Any greedy algorithm -- which try to maximize your objetive by choose whichever is locally best -- may get stuck in local minima.
These include, but are not limited to:
- gradient descent optimization like neural networks, which try to gradually minimize the loss function by making small changes to the weights in the direction that minimize the loss. This also includes algorithms like gradient boosting. You can mitigate such problems by using second-order derivatives (Hessian) or smart heuristics.
- one look-ahead algorithms like decision trees, which locally choose the feature $x$ and threshold $t$ whose split $x<t$ maximizes/minimizes a given metric like gini or entropy (and, as a subsequent, random forest) -- if a decision tree was able to see the final impact of all possible combinations, then it might make different choices, but that would be infeasible.
- expectation-maximization (as used by e.g. k-means) is also heavily influenced by the initialization.

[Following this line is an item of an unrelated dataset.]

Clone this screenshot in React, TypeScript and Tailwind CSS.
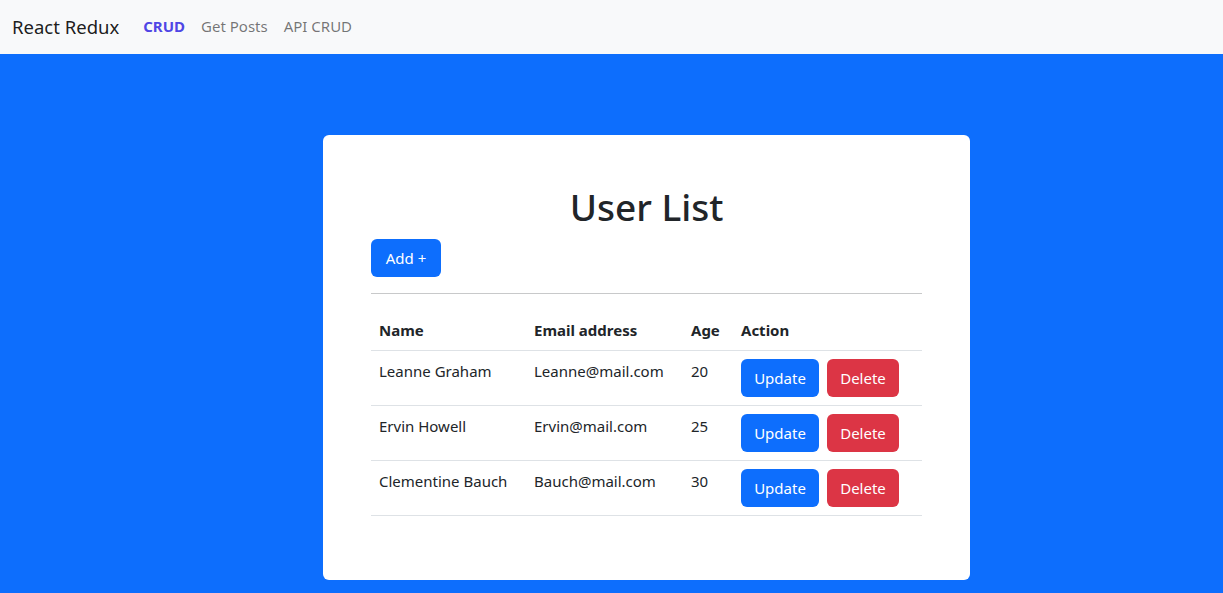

I am being a little imprecise in my listing. What defines if an optimization problem may get stuck in a local minima is the function that you are trying to maximize. If you use gradient descent to solve the SVM optimization problem, then you'll always converge to the global minimum. More important than the algorithm is the surface of the optimization problem (in SVM, the objective is a nice quadratic surface).
Also notice that algorithms like Random Forests (when the number of trees is very, very high) become almost deterministic, but they still suffer from getting stuck in local minima. I am point this out because some people confuse optimizations being stuck in local minima with the algorithms being stochastic -- they reason that they can mitigate local minima by making multiple runs of the algorithm. But the algorithm being vulunerable to local minima $\neq$ the algorithm being stochastic. You'll never e.g. fix the one look-ahead problem by running a decision tree or a random forest several times. For algorithms like k-means, it is indeed a good idea to run it several times, as most implementations do behind-the-scenes.